Ich verurteile, was in Lichtenhagen passiert ist. Ich verurteile nicht die Lichtenhagener. Wohl aber verurteile ich diejenigen, die nun die Vorgänge mit der „Situation“ erklären oder entschuldigen wollen. Und ich verurteile diejenigen, die nicht die „neutrale Handlungsfähigkeit“ sichern wollen, sondern solche Vorgänge für Ihre eigenen subjektiven Interessen verwenden wollen, von Gauck bis zu der kleinsten „braunen Socke“ (frei nach Pispers).

Nun, die Veranstaltung mit Gauck zeigt, dass Intoleranz und Schwarmdummheit weiter bestehen. Da wird mit Gewalt ein Tranzparent, auf dem Steht „Rassismus Tötet“ entfernt. Andersdenkende werden angegriffen. Ein Lehrstück der Lernwilligkeit in Deutschland und der Massenphänomene.

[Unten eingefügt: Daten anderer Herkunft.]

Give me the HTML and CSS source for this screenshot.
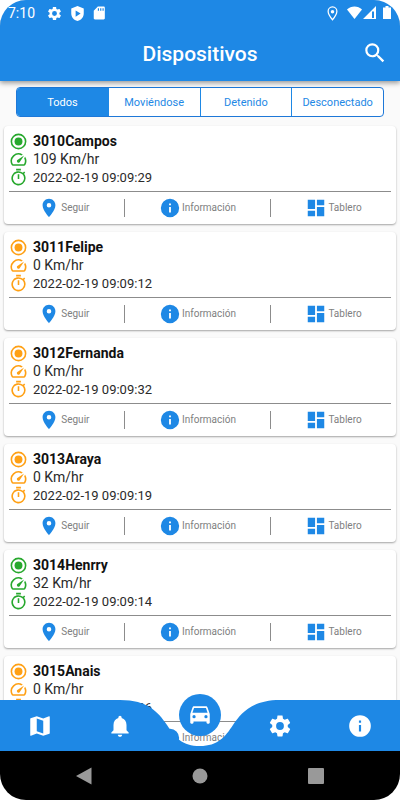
FILE: index.html
```html
<!DOCTYPE html>
<html lang="es">
<head>
<meta charset="utf-8">
<meta name="viewport" content="width=device-width, initial-scale=1">
<title>Dispositivos</title>
<link rel="stylesheet" href="styles.css">
</head>
<body>
<svg class="sprite" aria-hidden="true">
  <symbol id="radio" viewBox="0 0 24 24"><path d="M12 7a5 5 0 1 0 0 10 5 5 0 0 0 0-10z"/><path d="M12 2a10 10 0 1 0 0 20 10 10 0 0 0 0-20zm0 18a8 8 0 1 1 0-16 8 8 0 0 1 0 16z"/></symbol>
  <symbol id="speed" viewBox="0 0 24 24"><path d="M20.38 8.57l-1.23 1.85a8 8 0 0 1-.22 7.58H5.07A8 8 0 0 1 15.58 6.85l1.85-1.23A10 10 0 0 0 3.35 19a2 2 0 0 0 1.72 1h13.85a2 2 0 0 0 1.74-1 10 10 0 0 0-.27-10.44zm-9.79 6.84a2 2 0 0 0 2.83 0l5.66-8.49-8.49 5.66a2 2 0 0 0 0 2.83z"/></symbol>
  <symbol id="timer" viewBox="0 0 24 24"><path d="M15 1H9v2h6V1zm-4 13h2V8h-2v6zm8.03-6.61l1.42-1.42c-.43-.51-.9-.99-1.41-1.41l-1.42 1.42A9 9 0 1 0 21 13c0-2.12-.74-4.07-1.97-5.61zM12 20a7 7 0 1 1 0-14 7 7 0 0 1 0 14z"/></symbol>
  <symbol id="place" viewBox="0 0 24 24"><path d="M12 2C8.13 2 5 5.13 5 9c0 5.25 7 13 7 13s7-7.75 7-13c0-3.87-3.13-7-7-7zm0 9.5a2.5 2.5 0 1 1 0-5 2.5 2.5 0 0 1 0 5z"/></symbol>
  <symbol id="info" viewBox="0 0 24 24"><path d="M12 2a10 10 0 1 0 0 20 10 10 0 0 0 0-20zm1 15h-2v-6h2v6zm0-8h-2V7h2v2z"/></symbol>
  <symbol id="dashboard" viewBox="0 0 24 24"><path d="M3 13h8V3H3v10zm0 8h8v-6H3v6zm10 0h8V11h-8v10zm0-18v6h8V3h-8z"/></symbol>
  <symbol id="gear" viewBox="0 0 24 24"><path d="M19.14 12.94c.04-.3.06-.61.06-.94 0-.32-.02-.64-.07-.94l2.03-1.58c.18-.14.23-.41.12-.61l-1.92-3.32c-.12-.22-.37-.29-.59-.22l-2.39.96c-.5-.38-1.03-.7-1.62-.94l-.36-2.54c-.04-.24-.24-.41-.48-.41h-3.84c-.24 0-.43.17-.47.41l-.36 2.54c-.59.24-1.13.57-1.62.94l-2.39-.96c-.22-.08-.47 0-.59.22L2.74 8.87c-.12.21-.08.47.12.61l2.03 1.58c-.05.3-.09.63-.09.94s.02.64.07.94l-2.03 1.58c-.18.14-.23.41-.12.61l1.92 3.32c.12.22.37.29.59.22l2.39-.96c.5.38 1.03.7 1.62.94l.36 2.54c.05.24.24.41.48.41h3.84c.24 0 .44-.17.47-.41l.36-2.54c.59-.24 1.13-.56 1.62-.94l2.39.96c.22.08.47 0 .59-.22l1.92-3.32c.12-.22.07-.47-.12-.61l-2.01-1.58zM12 15.6a3.6 3.6 0 1 1 0-7.2 3.6 3.6 0 0 1 0 7.2z"/></symbol>
  <symbol id="map" viewBox="0 0 24 24"><path d="M20.5 3l-.16.03L15 5.1 9 3 3.36 4.9c-.21.07-.36.25-.36.48V20.5c0 .28.22.5.5.5l.16-.03L9 18.9l6 2.1 5.64-1.9c.21-.07.36-.25.36-.48V3.5c0-.28-.22-.5-.5-.5zM15 19l-6-2.11V5l6 2.11V19z"/></symbol>
  <symbol id="bell" viewBox="0 0 24 24"><path d="M12 22c1.1 0 2-.9 2-2h-4c0 1.1.89 2 2 2zm6-6v-5c0-3.07-1.64-5.64-4.5-6.32V4a1.5 1.5 0 0 0-3 0v.68C7.63 5.36 6 7.92 6 11v5l-2 2v1h16v-1l-2-2z"/></symbol>
  <symbol id="car" viewBox="0 0 24 24"><path d="M18.92 5.01C18.72 4.42 18.16 4 17.5 4h-11c-.66 0-1.21.42-1.42 1.01L3 11v8c0 .55.45 1 1 1h1c.55 0 1-.45 1-1v-1h12v1c0 .55.45 1 1 1h1c.55 0 1-.45 1-1v-8l-2.08-5.99zM6.5 15a1.5 1.5 0 1 1 0-3 1.5 1.5 0 0 1 0 3zm11 0a1.5 1.5 0 1 1 0-3 1.5 1.5 0 0 1 0 3zM5 10l1.5-4.5h11L19 10H5z"/></symbol>
  <symbol id="search" viewBox="0 0 24 24"><path d="M15.5 14h-.79l-.28-.27A6.47 6.47 0 0 0 16 9.5 6.5 6.5 0 1 0 9.5 16c1.61 0 3.09-.59 4.23-1.57l.27.28v.79l5 4.99L20.49 19l-4.99-5zm-6 0a4.5 4.5 0 1 1 0-9 4.5 4.5 0 0 1 0 9z"/></symbol>
</svg>

<div class="screen">
  <header class="appbar">
    <div class="status">
      <span class="clock">7:10</span>
      <svg class="sicon" viewBox="1 1 22 22"><use href="#gear" width="24" height="24"/></svg>
      <svg class="sicon shield" viewBox="0 0 24 24"><path fill-rule="evenodd" d="M12 0L2 4v8c0 6 4 10.5 10 12 6-1.5 10-6 10-12V4L12 0zM9 7l8 5-8 5V7z"/></svg>
      <svg class="sicon sd" viewBox="0 0 24 24"><path fill-rule="evenodd" d="M20 1H10L3 8v13c0 1.100.9 2 2 2h15c1.100 0 2-.9 2-2V3c0-1.100-.9-2-2-2zm-8 7h-2V4h2v4zm4 0h-2V4h2v4zm4 0h-2V4h2v4z"/></svg>
      <span class="spacer"></span>
      <svg class="sicon pin" viewBox="0 0 24 24"><path d="M12 1.5C7.5 1.5 5 5 5 8.500 5 14 12 22 12 22s7-8 7-13.500c0-3.500-2.500-7-7-7z" fill="none" stroke="currentColor" stroke-width="2"/><circle cx="12" cy="9" r="2.8"/></svg>
      <svg class="signals" viewBox="0 0 45 14"><path d="M0 3.500C4-.5 11-.5 15 3.500L7.500 13z"/><path fill-rule="evenodd" d="M16 13L29 0v13zM25 5.500V12h2V5.500z"/><path d="M38.500 0h3v1.500H44V13h-8V1.500h2.500z"/></svg>
    </div>
    <div class="titlebar">
      <h1>Dispositivos</h1>
      <button class="search" type="button" aria-label="Buscar"><svg viewBox="0 0 24 24"><use href="#search"/></svg></button>
    </div>
  </header>

  <main>
    <div class="tabs">
      <button class="tab active" type="button">Todos</button>
      <button class="tab" type="button">Moviéndose</button>
      <button class="tab" type="button">Detenido</button>
      <button class="tab" type="button">Desconectado</button>
    </div>
    <div class="list" id="list"></div>
  </main>

  <footer class="bottom">
    <nav class="nav">
      <div class="side">
        <a href="#mapa" aria-label="Mapa"><svg viewBox="0 0 24 24"><use href="#map"/></svg></a>
        <a href="#alertas" aria-label="Alertas"><svg viewBox="0 0 24 24"><use href="#bell"/></svg></a>
      </div>
      <div class="side right">
        <a href="#ajustes" aria-label="Ajustes"><svg viewBox="0 0 24 24"><use href="#gear"/></svg></a>
        <a href="#info" aria-label="Información"><svg viewBox="0 0 24 24"><use href="#info"/></svg></a>
      </div>
      <svg class="notch" viewBox="0 0 160 51"><path d="M0 0C28 0 38 12 47 25S62 46 80 46s25-9 33-21S132 0 160 0v51H0z"/></svg>
      <a class="fab" href="#dispositivos" aria-label="Dispositivos"><svg viewBox="0 0 24 24"><use href="#car"/></svg></a>
    </nav>
    <div class="system">
      <button type="button" aria-label="Atrás"><svg viewBox="0 0 16 18"><path d="M15.500.5v17L0 9z"/></svg></button>
      <button type="button" aria-label="Inicio"><svg viewBox="0 0 16 18"><circle cx="8" cy="9" r="7.500"/></svg></button>
      <button type="button" aria-label="Recientes"><svg viewBox="0 0 16 18"><rect y="1" width="16" height="16" rx="1"/></svg></button>
    </div>
  </footer>
</div>
<script src="script.js"></script>
</body>
</html>
```

FILE: styles.css
```css
* { box-sizing: border-box; }

body {
  margin: 0;
  background: #fff;
  font-family: Roboto, "Liberation Sans", sans-serif;
  color: #111;
}

svg { display: block; fill: currentColor; }
button { font: inherit; color: inherit; background: none; border: 0; padding: 0; }
a { color: inherit; }
.sprite { position: absolute; width: 0; height: 0; }

.screen {
  position: relative;
  height: 100vh;
  overflow: hidden;
  display: flex;
  flex-direction: column;
  background: #fafafa;
  border-radius: 26px;
}

.appbar {
  flex: none;
  background: #1e88e5;
  color: #fff;
  box-shadow: 0 2px 5px rgba(0, 0, 0, .4);
  z-index: 1;
}

.status {
  display: flex;
  align-items: center;
  height: 26px;
  padding: 0 8px;
}
.clock { font-size: 14px; width: 39px; }
.sicon { width: 15px; height: 15px; }
.shield { margin-left: 8px; }
.sd { margin-left: 7px; width: 14px; height: 14px; }
.spacer { flex: 1; }
.pin { margin-right: 7px; }
.signals { width: 45px; height: 14px; }

.titlebar {
  position: relative;
  display: flex;
  align-items: center;
  justify-content: center;
  height: 55px;
}
h1 { margin: 0; font-size: 21px; font-weight: 500; }
.search { position: absolute; right: 12px; top: 14px; }
.search svg { width: 26px; height: 26px; }

main { flex: 1; min-height: 0; overflow: hidden; padding-top: 6px; }

.tabs {
  display: flex;
  height: 30px;
  margin: 0 16px 9px;
  border: 1px solid #1e78d8;
  border-radius: 4px;
  background: #fff;
  color: #1e88e5;
  overflow: hidden;
}
.tab { flex: 1 1 0; font-size: 11px; }
.tab + .tab { border-left: 1px solid #1e88e5; }
.tab.active { background: #1e88e5; color: #fff; }

.list { display: flex; flex-direction: column; gap: 8px; padding: 0 4px; }

.card {
  height: 98px;
  flex: none;
  padding-top: 6px;
  background: #fff;
  border-radius: 4px;
  box-shadow: 0 1px 2px rgba(0, 0, 0, .35);
}
.row {
  display: flex;
  align-items: center;
  gap: 5px;
  height: 18px;
  padding-left: 5px;
}
.row svg { width: 19px; height: 19px; color: #ffa014; }
.moving .row svg { color: #27a82d; }
.name { font-size: 14px; font-weight: 700; }
.speed { font-size: 14px; color: #2a2a2a; }
.time { font-size: 13px; color: #2a2a2a; }

.actions {
  display: flex;
  align-items: center;
  justify-content: space-evenly;
  height: 31px;
}
.rule { margin: 5px 5px 0; border: 0; border-top: 1px solid #8c8c8c; }
.action {
  display: flex;
  align-items: center;
  gap: 1px;
  font-size: 10px;
  color: #808080;
}
.action svg { width: 22px; height: 22px; color: #1e88e5; }
.divider { width: 1px; height: 18px; background: #8c8c8c; }

.bottom { position: absolute; left: 0; right: 0; bottom: 0; }

.nav {
  position: relative;
  display: flex;
  justify-content: space-between;
  height: 51px;
  color: #fff;
}
.side {
  display: flex;
  width: calc(50% - 80px);
  background: #1e88e5;
}
.side a {
  flex: none;
  display: flex;
  align-items: center;
  justify-content: center;
  width: 80px;
  z-index: 1;
}
.side.right { justify-content: flex-end; }
.side svg { width: 26px; height: 26px; }
.notch {
  position: absolute;
  left: calc(50% - 80px);
  top: 0;
  width: 160px;
  height: 51px;
  color: #1e88e5;
}
.fab {
  position: absolute;
  left: calc(50% - 21px);
  top: -6px;
  width: 42px;
  height: 42px;
  display: flex;
  align-items: center;
  justify-content: center;
  border-radius: 50%;
  background: #1e88e5;
}
.fab svg { width: 26px; height: 26px; }

.system {
  display: flex;
  align-items: center;
  justify-content: center;
  gap: 100px;
  height: 49px;
  background: #000;
  color: #999;
}
.system svg { width: 16px; height: 18px; }
```

FILE: script.js
```js
const devices = [
  ["3010Campos", 109, "2022-02-19 09:09:29"],
  ["3011Felipe", 0, "2022-02-19 09:09:12"],
  ["3012Fernanda", 0, "2022-02-19 09:09:32"],
  ["3013Araya", 0, "2022-02-19 09:09:19"],
  ["3014Henrry", 32, "2022-02-19 09:09:14"],
  ["3015Anais", 0, "2022-02-19 09:09:36"]
];

const icon = (id) => `<svg viewBox="0 0 24 24"><use href="#${id}"/></svg>`;
const action = (id, label) => `<button class="action" type="button">${icon(id)}<span>${label}</span></button>`;

document.getElementById("list").innerHTML = devices.map(([name, speed, time]) => `
  <article class="card${speed > 0 ? " moving" : ""}">
    <div class="row name">${icon("radio")}<span>${name}</span></div>
    <div class="row speed">${icon("speed")}<span>${speed} Km/hr</span></div>
    <div class="row time">${icon("timer")}<span>${time}</span></div>
    <hr class="rule">
    <div class="actions">
      ${action("place", "Seguir")}
      <span class="divider"></span>
      ${action("info", "Información")}
      <span class="divider"></span>
      ${action("dashboard", "Tablero")}
    </div>
  </article>`).join("");
```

Da werden in Kommentare die Gewalt von Linksradikalen mit denen von Rechtsradikalen aufgerechnet. Was ich sehe ist, dass die (angebliche) linksterroristische Bekämpfung mit gleichwohl härteren Bandagen durchgeführt wurden, als die derzeitige verfolgung von (angeblich) rechtsterroristischen Taten. Ich kann mich nicht erinnern, bei Bekämpfungen des angeblichen Linksterrorismus zu lesen war, das ein „mutmaßlicher Sympatisant und Waffenbeschaffer“ wieder vorläufig auf freien Fuß gestellt wurde. Wer als verdächtiger angeblicher Unterstützung von Linksterroristen in Haft kam, der musste sich durch alle möglichen gerichtlichen Instanzen begeben, um wieder ungefilterte Luft zu schnuppern.
Das „angeblich“ deswegen, weil ich Gewalt gegen Menschen nicht als politisch ansehen kann. Es ist feige und nicht mit irgendetwas zu entschuldigen.